Voltaire was the first in the West to see Buddha as a historic figure

(written by lawrence krubner, however indented passages are often quotes). You can contact lawrence at: lawrence@krubner.com


Voltaire’s assent here to the theology of the crucifixion would seem at odds with his often rude remarks about Christianity. However, what is perhaps of greater interest is Voltaire’s prescience in his comments about the Buddha. It would not be until well into the nineteenth century that European scholars, all sons of the Enlightenment, sought to turn the founders of religions from gods into men, to separate their precepts from church doctrine. For Jesus and the Buddha, this transformation entailed not debasement but exaltation.
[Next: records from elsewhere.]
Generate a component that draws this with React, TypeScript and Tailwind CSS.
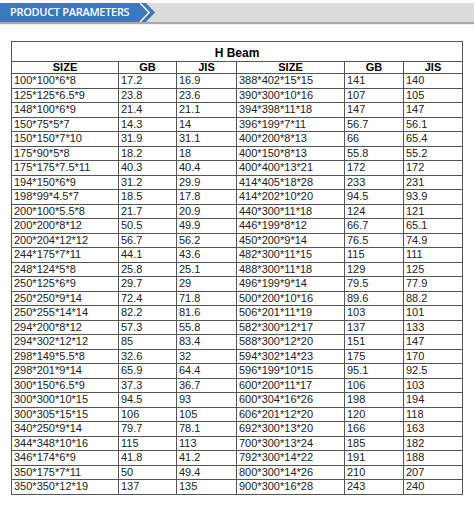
const rows: [string, string, string, string, string, string][] = [
  ["100*100*6*8", "17.2", "16.9", "388*402*15*15", "141", "140"],
  ["125*125*6.5*9", "23.8", "23.6", "390*300*10*16", "107", "105"],
  ["148*100*6*9", "21.4", "21.1", "394*398*11*18", "147", "147"],
  ["150*75*5*7", "14.3", "14", "396*199*7*11", "56.7", "56.1"],
  ["150*150*7*10", "31.9", "31.1", "400*200*8*13", "66", "65.4"],
  ["175*90*5*8", "18.2", "18", "400*150*8*13", "55.8", "55.2"],
  ["175*175*7.5*11", "40.3", "40.4", "400*400*13*21", "172", "172"],
  ["194*150*6*9", "31.2", "29.9", "414*405*18*28", "233", "231"],
  ["198*99*4.5*7", "18.5", "17.8", "414*202*10*20", "94.5", "93.9"],
  ["200*100*5.5*8", "21.7", "20.9", "440*300*11*18", "124", "121"],
  ["200*200*8*12", "50.5", "49.9", "446*199*8*12", "66.7", "65.1"],
  ["200*204*12*12", "56.7", "56.2", "450*200*9*14", "76.5", "74.9"],
  ["244*175*7*11", "44.1", "43.6", "482*300*11*15", "115", "111"],
  ["248*124*5*8", "25.8", "25.1", "488*300*11*18", "129", "125"],
  ["250*125*6*9", "29.7", "29", "496*199*9*14", "79.5", "77.9"],
  ["250*250*9*14", "72.4", "71.8", "500*200*10*16", "89.6", "88.2"],
  ["250*255*14*14", "82.2", "81.6", "506*201*11*19", "103", "101"],
  ["294*200*8*12", "57.3", "55.8", "582*300*12*17", "137", "133"],
  ["294*302*12*12", "85", "83.4", "588*300*12*20", "151", "147"],
  ["298*149*5.5*8", "32.6", "32", "594*302*14*23", "175", "170"],
  ["298*201*9*14", "65.9", "64.4", "596*199*10*15", "95.1", "92.5"],
  ["300*150*6.5*9", "37.3", "36.7", "600*200*11*17", "106", "103"],
  ["300*300*10*15", "94.5", "93", "600*304*16*26", "198", "194"],
  ["300*305*15*15", "106", "105", "606*201*12*20", "120", "118"],
  ["340*250*9*14", "79.7", "78.1", "692*300*13*20", "166", "163"],
  ["344*348*10*16", "115", "113", "700*300*13*24", "185", "182"],
  ["346*174*6*9", "41.8", "41.2", "792*300*14*22", "191", "188"],
  ["350*175*7*11", "50", "49.4", "800*300*14*26", "210", "207"],
  ["350*350*12*19", "137", "135", "900*300*16*28", "243", "240"],
];

const heads = ["SIZE", "GB", "JIS", "SIZE", "GB", "JIS"];

export default function App() {
  return (
    <div className="w-[474px] h-[508px] bg-white overflow-hidden">
      {/* banner */}
      <div className="mt-[3px] h-[19px] bg-[#dcdcdc] shadow-[0_2px_1px_#a9a9a9] flex items-stretch">
        <div className="w-[137px] bg-[#3b78c2] flex items-center pl-[10px] overflow-hidden">
          <span className="text-white text-[11px] font-semibold tracking-[-0.3px] whitespace-nowrap font-['Open_Sans',sans-serif]">
            PRODUCT PARAMETERS
          </span>
        </div>
        <svg width="18" height="19" viewBox="0 0 18 19" className="block">
          <polygon points="0,0 3,0 12,9.5 3,19 0,19" fill="#3b78c2" />
          <polygon points="4,0 9,0 18,9.5 9,19 4,19 13,9.5" fill="#3b78c2" />
          <polyline points="3,0 12,9.5 3,19" fill="none" stroke="#ffffff" strokeWidth="1.2" />
        </svg>
      </div>

      {/* table */}
      <div className="pl-[11px] pt-[19px]">
        <table className="w-[451px] table-fixed border-collapse text-[11px] text-black font-['Liberation_Sans',Arial,sans-serif]">
          <colgroup>
            <col className="w-[107px]" />
            <col className="w-[58px]" />
            <col className="w-[60px]" />
            <col className="w-[108px]" />
            <col className="w-[59px]" />
            <col className="w-[59px]" />
          </colgroup>
          <tbody>
            <tr className="h-[20px]">
              <td colSpan={6} className="border border-[#555] text-center font-bold text-[12px] leading-none pt-[3px]">
                H Beam
              </td>
            </tr>
            <tr className="h-[12px]">
              {heads.map((h, i) => (
                <td key={i} className="border border-[#555] text-center font-bold leading-none p-0">
                  {h}
                </td>
              ))}
            </tr>
            {rows.map((r, i) => (
              <tr key={i} className="h-[14.5px]">
                {r.map((c, j) => (
                  <td key={j} className="border border-[#555] leading-none px-[2px] py-0 whitespace-nowrap text-[#222]">
                    {c}
                  </td>
                ))}
              </tr>
            ))}
          </tbody>
        </table>
      </div>
    </div>
  );
}
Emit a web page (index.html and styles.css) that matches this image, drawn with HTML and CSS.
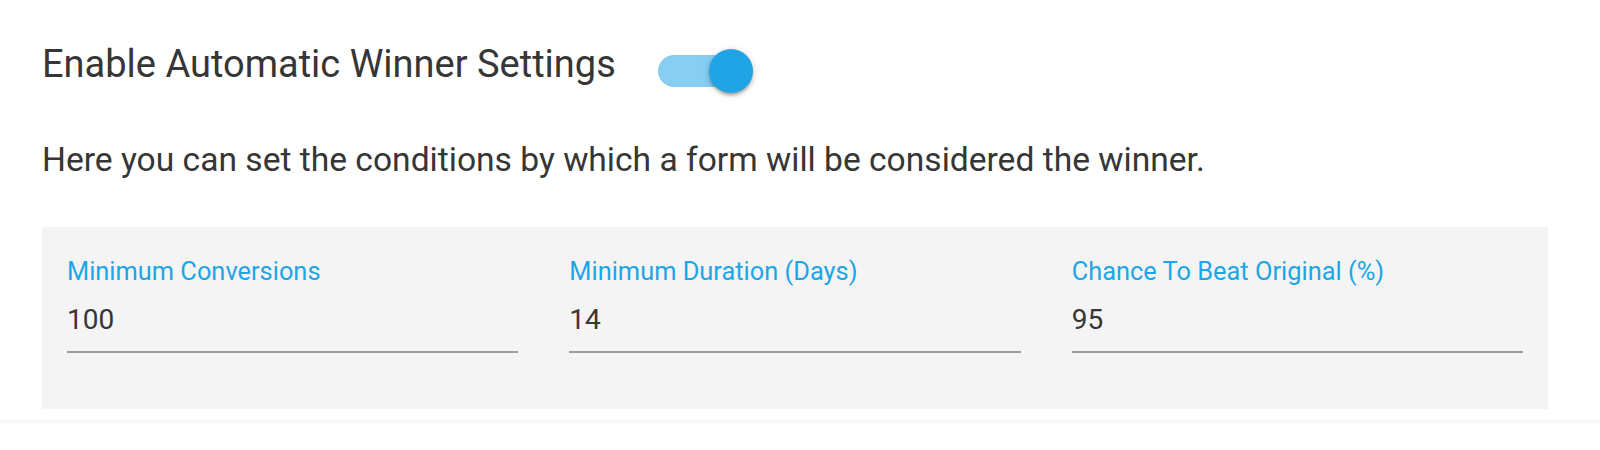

One thinks immediately of David Strauss’ Das Leben Jesu (1835), Eugène Burnouf’s Introduction à l’histoire du Buddhisme indien (1844), and Hermann Oldenberg’s Buddha: Sein Leben, seine Lehre, seine Gemeinde (1881). Over the course of the nineteenth century, the European portrayal of Buddhism underwent a profound metamorphosis: from a form of idolatry practiced by pagans, to a religion, and a world religion, finally to something beyond the category of religion. Today, scholars of Buddhism are often asked: Is Buddhism a religion, a philosophy, or a way of life? Such a question is impossible without the work of disciples of a different Enlightenment, who believed that the founder could somehow be separated from the faith.